TASK BRIEF ▸
Collect every line below that contains the word "index".

INPUT DATA ▸
—————
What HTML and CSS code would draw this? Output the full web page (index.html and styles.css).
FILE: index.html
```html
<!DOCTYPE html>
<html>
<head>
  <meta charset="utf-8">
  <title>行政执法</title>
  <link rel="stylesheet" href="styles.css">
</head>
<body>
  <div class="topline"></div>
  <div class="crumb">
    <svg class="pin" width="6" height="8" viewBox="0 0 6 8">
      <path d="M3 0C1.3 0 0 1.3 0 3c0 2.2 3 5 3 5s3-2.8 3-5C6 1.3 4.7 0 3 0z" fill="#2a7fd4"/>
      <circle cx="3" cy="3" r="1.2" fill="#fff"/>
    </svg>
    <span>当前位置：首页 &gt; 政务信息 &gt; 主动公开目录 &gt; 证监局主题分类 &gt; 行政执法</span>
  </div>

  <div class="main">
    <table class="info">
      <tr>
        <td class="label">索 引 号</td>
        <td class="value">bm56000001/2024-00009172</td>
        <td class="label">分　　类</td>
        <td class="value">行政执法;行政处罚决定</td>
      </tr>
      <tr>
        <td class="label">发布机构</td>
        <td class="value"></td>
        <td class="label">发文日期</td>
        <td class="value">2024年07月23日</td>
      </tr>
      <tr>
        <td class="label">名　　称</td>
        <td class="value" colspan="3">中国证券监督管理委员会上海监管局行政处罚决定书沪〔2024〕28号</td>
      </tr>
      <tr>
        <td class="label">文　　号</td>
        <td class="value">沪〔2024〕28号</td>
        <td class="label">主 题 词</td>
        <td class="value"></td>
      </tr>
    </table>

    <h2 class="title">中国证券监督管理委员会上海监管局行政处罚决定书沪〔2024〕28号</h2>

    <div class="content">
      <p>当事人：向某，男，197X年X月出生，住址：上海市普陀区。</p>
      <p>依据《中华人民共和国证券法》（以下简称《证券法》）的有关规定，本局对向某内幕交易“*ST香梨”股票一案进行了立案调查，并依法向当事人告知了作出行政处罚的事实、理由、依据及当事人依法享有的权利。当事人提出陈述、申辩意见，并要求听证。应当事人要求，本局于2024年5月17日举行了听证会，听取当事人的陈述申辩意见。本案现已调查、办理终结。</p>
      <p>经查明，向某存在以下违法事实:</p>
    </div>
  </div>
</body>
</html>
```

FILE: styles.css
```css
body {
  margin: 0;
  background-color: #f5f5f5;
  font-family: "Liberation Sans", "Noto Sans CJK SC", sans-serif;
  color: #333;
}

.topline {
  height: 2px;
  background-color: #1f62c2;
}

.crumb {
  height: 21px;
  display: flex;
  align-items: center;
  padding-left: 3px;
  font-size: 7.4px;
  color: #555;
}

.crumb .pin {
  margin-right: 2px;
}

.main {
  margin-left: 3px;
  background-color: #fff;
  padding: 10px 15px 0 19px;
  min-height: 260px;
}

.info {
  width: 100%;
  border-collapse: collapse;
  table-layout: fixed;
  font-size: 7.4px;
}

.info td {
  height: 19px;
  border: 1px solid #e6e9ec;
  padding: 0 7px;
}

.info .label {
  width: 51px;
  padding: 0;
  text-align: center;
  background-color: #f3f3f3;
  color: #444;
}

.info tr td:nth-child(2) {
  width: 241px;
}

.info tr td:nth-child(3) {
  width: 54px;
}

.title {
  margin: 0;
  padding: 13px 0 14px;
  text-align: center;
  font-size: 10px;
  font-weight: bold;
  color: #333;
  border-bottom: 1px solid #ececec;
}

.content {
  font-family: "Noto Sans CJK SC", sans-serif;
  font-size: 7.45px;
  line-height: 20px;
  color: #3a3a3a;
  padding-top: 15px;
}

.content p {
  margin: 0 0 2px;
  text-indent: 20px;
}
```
—————
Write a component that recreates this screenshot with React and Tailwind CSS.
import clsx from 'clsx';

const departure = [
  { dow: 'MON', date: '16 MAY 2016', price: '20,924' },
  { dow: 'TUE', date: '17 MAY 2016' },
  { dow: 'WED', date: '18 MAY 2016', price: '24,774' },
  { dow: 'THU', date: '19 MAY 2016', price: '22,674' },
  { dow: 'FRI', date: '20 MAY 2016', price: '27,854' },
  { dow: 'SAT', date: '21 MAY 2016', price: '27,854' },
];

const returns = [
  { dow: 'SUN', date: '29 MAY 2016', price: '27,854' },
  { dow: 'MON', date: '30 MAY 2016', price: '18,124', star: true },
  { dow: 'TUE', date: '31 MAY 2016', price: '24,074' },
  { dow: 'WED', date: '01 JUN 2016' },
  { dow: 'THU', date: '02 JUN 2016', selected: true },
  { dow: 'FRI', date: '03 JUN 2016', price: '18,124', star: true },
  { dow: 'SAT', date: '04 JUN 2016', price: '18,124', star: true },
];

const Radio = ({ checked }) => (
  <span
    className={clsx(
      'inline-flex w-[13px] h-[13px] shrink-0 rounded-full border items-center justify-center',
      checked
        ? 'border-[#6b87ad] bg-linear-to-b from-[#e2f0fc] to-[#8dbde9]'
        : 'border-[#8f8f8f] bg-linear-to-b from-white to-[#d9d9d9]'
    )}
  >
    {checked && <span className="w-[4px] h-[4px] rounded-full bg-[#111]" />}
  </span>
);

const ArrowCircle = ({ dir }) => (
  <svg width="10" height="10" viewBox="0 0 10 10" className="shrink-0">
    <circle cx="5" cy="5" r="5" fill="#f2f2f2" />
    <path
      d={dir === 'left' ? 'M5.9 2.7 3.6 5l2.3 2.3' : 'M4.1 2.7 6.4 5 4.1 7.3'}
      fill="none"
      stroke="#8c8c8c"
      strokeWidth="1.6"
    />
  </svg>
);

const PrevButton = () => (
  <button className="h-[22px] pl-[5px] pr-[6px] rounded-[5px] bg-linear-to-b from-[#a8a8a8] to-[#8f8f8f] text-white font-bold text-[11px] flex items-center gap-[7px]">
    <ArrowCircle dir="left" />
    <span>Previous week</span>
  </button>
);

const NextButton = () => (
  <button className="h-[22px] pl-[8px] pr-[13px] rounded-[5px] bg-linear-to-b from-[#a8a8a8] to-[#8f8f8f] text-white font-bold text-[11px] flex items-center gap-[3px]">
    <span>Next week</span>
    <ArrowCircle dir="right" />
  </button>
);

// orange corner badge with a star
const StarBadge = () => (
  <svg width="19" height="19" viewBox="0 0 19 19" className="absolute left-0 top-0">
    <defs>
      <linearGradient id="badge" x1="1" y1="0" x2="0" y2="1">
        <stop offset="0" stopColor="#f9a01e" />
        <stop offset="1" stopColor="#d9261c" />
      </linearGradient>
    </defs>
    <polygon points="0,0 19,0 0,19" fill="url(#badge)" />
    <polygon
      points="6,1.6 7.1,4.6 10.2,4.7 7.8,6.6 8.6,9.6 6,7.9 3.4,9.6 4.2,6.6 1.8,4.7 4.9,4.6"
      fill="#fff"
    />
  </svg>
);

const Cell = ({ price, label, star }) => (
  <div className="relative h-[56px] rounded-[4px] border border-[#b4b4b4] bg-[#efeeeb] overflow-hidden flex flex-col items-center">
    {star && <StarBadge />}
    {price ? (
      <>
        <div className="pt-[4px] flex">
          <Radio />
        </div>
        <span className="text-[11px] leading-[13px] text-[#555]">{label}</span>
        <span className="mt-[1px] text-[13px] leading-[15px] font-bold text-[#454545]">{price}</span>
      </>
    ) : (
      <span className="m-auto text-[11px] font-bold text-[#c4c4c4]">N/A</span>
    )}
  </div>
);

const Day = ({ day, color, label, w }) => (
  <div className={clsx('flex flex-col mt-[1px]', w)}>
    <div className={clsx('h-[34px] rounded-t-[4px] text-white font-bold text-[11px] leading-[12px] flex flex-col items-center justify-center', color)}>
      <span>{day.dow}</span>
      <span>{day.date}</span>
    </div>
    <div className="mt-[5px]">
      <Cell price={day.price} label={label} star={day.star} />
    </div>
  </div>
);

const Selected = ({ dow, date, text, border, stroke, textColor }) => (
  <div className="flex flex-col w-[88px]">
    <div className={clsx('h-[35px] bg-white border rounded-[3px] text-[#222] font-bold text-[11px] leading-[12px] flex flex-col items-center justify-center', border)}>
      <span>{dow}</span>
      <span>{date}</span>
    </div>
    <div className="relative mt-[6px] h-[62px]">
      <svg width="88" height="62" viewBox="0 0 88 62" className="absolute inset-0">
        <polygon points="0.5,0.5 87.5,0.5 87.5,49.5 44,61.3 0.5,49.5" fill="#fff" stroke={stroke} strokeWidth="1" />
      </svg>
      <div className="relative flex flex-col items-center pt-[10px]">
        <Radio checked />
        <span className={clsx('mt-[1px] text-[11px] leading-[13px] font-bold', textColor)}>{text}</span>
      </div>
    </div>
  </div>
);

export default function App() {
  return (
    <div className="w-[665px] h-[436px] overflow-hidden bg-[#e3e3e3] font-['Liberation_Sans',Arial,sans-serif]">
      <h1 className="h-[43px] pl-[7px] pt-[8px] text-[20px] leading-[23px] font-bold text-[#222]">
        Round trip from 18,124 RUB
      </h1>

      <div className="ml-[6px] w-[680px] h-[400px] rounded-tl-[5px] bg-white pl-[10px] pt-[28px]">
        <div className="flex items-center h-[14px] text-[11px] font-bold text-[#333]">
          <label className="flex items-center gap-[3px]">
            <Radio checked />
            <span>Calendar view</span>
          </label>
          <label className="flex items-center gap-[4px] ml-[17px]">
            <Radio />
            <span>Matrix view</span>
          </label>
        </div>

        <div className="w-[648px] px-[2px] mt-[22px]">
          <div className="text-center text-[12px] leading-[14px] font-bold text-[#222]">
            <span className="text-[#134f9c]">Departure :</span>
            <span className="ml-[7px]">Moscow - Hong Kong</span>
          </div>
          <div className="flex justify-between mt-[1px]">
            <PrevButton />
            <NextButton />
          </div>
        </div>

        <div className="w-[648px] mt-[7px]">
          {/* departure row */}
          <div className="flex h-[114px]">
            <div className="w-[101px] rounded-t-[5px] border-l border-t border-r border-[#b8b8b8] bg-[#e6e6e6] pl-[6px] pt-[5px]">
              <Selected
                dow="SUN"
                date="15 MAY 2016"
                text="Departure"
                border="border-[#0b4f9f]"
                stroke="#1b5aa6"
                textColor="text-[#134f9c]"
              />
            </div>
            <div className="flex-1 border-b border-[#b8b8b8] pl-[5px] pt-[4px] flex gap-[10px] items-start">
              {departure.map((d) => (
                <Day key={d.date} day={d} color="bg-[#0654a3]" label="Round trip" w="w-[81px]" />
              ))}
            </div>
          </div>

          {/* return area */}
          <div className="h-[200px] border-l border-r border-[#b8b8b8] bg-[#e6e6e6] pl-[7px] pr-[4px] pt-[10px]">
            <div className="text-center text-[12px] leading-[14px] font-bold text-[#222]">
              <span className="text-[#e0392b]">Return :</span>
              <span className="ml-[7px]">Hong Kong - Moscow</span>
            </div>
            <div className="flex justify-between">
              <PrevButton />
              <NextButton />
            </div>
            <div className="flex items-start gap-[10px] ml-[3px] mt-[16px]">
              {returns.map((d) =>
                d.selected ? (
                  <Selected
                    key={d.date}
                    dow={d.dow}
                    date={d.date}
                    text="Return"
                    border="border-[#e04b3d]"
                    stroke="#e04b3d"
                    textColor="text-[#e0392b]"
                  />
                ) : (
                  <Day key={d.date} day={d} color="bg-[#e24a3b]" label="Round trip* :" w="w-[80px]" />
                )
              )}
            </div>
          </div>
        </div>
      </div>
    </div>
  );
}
—————
RESPONSE BELOW ▸
What HTML and CSS code would draw this? Output the full web page (index.html and styles.css).
FILE: index.html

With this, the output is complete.